The actor Ichikawa Danjūrō V in the role of Kudō Suketsune, c.1800, a role he played every first month in the years 1778-1781 (Courtesy Metropolitan Museum of Art, JP3058)

The Katsukawa tradition, and certainly the branch devoted to the theatrical world, died out soon after the decease of Katsukawa Shunshō in Kansei 4, eighth day of the twelfth month 寛政四年十二月八日, that is 19/1/1793. His favourite pupil Shunkō suffered from a stroke that paralyzed his right arm in 1791 and stopped designing prints, after some training concentrating on painting instead. And his second choice, Shunei, also gave up soon as they lost their traditional audience to the upcoming Utagawa tradition of prints of actors, led by Utagawa Toyokuni 歌川豊國 act 1787-1825 and Utagawa Kunimasa 歌川國政 act 1795-1804, the subject of the next instalment. And, indeed, why not Shunrō, whom Shunshō always put in a far corner of his atelier, just allowing him to make the cheapest possible actor prints so that the Katsukawa atelier would also cater to a different audience and have some extra income – the later Hokusai I mean, who then left the Katsukawa workshop to establish a fully independent tradition by himself, but not in the world of actors.

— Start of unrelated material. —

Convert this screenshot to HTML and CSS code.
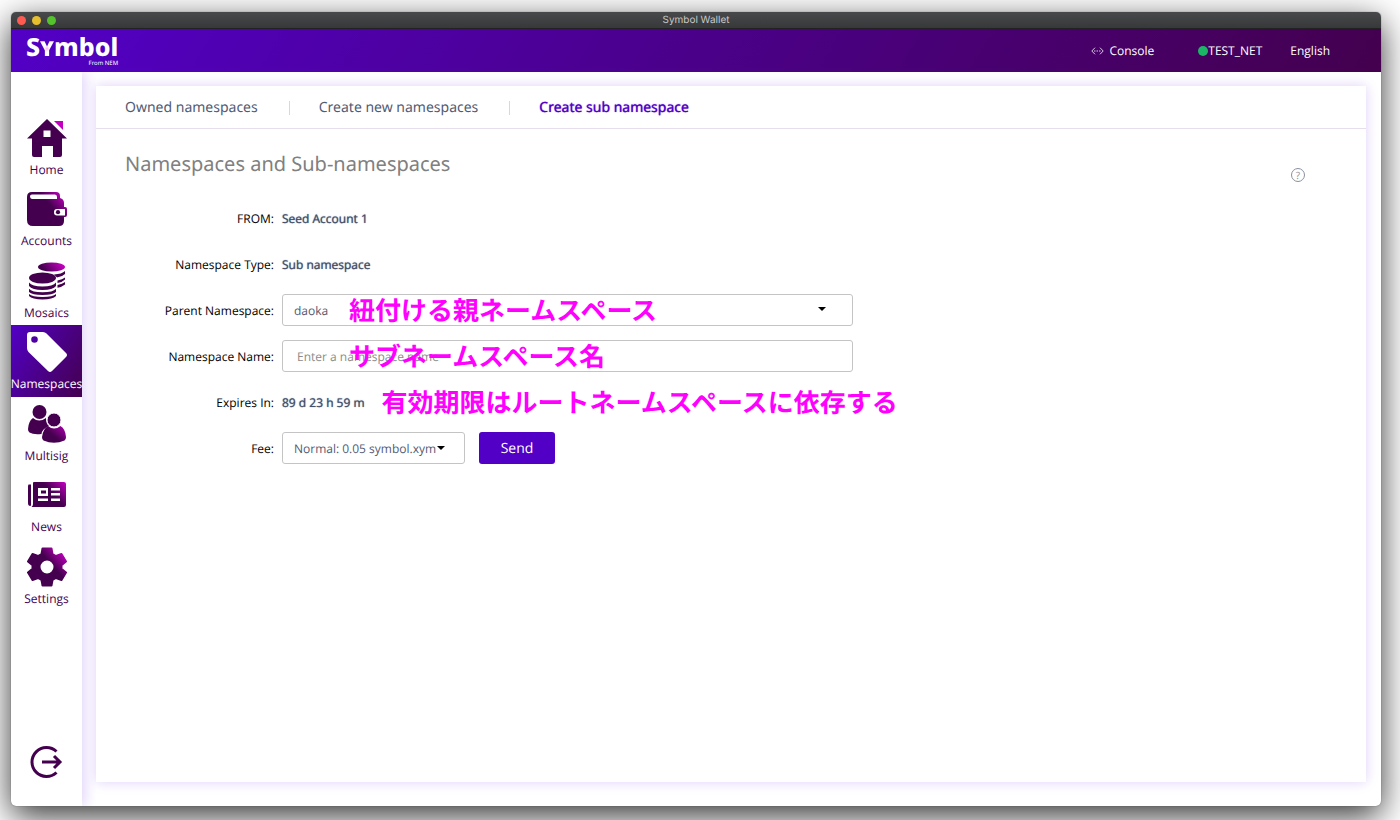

Japanese Prints of Actors – A Brief History Part 3A: 1764-1796

In Part 2 of this Brief History, there was already mention of some major innovation, the development of full colour printing from 1764, giving rise to what we know as nishikie 錦絵, justly advertised as ‘Brocade Prints from the Eastern Capital,’ Edo that is, Azuma nishikie 東錦絵. These would gradually supersede the traditional benizurie 紅摺絵 that had been predominant in printmaking for the two preceding decades.

In the literature, the earliest nishikie are generally associated with Suzuki Harunobu 鈴木春信 act 1760-70. This is only based on the circumstance that, and don’t ask me why, Harunobu got involved in the sudden temporary craze of distributing picture calenders, egoyomi 絵暦, among one’s friends for the New Year, starting in Meiwa 2 明和二年, 1765, and already much less in Meiwa 3 明和三年, 1766. Indeed, why not Torii Kiyomitsu 鳥居清満 act 1745-77 or Torii Kiyotsune 鳥居清経 act 1757-78, both with a much more impressive record of production? Or even more to be expected, Ishikawa Toyonobu 石川豊信 act 1746-79. Anyway, we see the first use of the new printing technique with Katsukawa Shunshō 勝川春章 act 1764-93 as well as with some amateur designers of prints. And as for prints of actors, Harunobu wisely soon left the field to Shunshō.

The actor Ichikawa Yaozō II as Soga no Gorō in a performance at the Nakamura Theatre in II/1770 (Courtesy The Metropolitan Museum of Art, New York)
The actor Ichikawa Monnosuke II as Soga no Jūrō in a performance at the Kiri Theatre in I/1785, KN 5:4 (Courtesy The Metropolitan Museum of Art, New York)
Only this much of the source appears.